## Problem to work on
Report the count of lines holding "Reproduce" in the records, with no other words.

:: Task inputs

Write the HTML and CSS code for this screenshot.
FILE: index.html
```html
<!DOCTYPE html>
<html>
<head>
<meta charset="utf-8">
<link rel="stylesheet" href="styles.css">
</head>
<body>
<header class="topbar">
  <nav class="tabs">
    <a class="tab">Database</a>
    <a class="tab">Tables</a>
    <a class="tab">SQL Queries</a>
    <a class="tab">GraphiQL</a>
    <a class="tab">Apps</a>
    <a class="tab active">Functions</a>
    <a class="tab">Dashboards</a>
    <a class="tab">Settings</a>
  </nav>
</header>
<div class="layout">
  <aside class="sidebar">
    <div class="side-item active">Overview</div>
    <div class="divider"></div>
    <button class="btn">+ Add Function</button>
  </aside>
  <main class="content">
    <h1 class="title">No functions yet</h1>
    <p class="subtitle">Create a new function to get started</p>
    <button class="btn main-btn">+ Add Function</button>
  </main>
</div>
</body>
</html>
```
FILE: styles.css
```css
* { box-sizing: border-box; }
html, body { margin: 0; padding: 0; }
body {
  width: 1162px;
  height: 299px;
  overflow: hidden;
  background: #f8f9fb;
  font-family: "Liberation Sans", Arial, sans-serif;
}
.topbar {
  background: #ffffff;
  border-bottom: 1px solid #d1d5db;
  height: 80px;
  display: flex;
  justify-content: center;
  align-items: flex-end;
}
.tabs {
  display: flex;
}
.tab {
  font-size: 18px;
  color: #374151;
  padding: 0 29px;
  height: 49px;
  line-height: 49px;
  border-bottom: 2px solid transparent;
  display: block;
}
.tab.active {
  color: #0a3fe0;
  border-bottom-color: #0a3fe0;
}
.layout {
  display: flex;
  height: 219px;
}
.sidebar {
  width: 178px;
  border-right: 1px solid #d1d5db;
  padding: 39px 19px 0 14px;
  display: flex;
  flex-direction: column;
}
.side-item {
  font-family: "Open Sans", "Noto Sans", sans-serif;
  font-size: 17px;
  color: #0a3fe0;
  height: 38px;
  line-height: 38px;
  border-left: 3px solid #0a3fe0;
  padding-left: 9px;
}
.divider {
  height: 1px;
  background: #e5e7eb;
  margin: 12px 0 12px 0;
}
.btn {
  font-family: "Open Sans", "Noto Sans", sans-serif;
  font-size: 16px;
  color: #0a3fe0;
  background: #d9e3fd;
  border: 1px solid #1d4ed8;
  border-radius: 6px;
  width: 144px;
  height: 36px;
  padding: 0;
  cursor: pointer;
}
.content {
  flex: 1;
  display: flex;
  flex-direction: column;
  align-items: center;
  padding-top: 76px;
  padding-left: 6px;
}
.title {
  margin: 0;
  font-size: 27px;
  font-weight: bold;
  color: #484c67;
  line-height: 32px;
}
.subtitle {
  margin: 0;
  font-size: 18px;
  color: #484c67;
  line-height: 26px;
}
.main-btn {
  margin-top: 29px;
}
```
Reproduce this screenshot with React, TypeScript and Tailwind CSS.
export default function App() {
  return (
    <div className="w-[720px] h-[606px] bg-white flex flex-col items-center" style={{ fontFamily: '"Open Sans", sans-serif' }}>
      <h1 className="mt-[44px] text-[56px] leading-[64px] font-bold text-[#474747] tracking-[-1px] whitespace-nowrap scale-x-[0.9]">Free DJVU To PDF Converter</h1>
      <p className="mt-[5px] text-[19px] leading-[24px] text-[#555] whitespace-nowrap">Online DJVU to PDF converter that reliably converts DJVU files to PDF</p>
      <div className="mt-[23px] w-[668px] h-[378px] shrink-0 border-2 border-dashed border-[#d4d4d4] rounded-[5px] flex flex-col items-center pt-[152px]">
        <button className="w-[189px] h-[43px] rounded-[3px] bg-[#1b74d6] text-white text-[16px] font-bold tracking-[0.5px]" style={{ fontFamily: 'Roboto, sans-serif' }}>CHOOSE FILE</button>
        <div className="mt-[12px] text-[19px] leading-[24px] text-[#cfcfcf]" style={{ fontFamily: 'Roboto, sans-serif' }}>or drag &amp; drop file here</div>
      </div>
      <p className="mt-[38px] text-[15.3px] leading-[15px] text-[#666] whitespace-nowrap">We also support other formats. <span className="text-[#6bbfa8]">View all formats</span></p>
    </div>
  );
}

::::
:: Task inputs

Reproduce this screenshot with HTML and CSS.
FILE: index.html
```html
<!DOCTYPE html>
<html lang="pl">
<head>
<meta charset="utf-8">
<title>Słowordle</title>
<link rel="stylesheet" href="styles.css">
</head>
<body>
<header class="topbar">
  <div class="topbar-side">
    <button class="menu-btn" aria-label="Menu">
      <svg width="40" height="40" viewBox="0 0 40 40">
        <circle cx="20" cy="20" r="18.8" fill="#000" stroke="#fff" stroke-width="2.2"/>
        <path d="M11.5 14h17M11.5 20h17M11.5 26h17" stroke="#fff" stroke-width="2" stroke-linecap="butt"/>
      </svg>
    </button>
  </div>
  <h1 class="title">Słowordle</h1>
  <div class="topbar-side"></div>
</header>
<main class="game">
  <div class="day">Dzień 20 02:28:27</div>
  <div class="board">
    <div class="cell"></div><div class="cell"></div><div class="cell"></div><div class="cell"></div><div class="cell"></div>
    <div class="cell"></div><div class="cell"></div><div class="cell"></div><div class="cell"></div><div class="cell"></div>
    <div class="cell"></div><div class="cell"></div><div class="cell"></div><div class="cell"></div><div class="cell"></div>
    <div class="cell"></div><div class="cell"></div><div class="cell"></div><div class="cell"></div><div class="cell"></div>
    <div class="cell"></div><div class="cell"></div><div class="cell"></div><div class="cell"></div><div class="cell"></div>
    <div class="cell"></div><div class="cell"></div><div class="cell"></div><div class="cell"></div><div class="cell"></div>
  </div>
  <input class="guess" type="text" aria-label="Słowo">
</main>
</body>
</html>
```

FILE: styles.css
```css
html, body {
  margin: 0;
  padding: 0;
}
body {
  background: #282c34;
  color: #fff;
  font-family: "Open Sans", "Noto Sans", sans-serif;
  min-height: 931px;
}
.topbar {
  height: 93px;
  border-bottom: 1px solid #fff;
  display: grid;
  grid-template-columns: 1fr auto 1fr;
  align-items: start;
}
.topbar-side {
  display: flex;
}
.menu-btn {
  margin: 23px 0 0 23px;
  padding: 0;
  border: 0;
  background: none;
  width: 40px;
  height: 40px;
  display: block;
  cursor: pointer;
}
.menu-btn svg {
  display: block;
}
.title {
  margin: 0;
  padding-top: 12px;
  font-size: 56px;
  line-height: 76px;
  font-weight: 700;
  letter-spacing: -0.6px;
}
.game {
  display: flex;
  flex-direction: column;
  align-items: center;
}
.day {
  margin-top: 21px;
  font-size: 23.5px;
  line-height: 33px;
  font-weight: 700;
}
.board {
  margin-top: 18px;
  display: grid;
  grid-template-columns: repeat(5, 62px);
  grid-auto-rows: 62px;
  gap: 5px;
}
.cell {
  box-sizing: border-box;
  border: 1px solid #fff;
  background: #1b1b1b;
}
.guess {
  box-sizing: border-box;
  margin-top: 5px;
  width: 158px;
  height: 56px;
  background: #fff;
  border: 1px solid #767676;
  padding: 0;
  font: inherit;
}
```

::::

## Full answer
2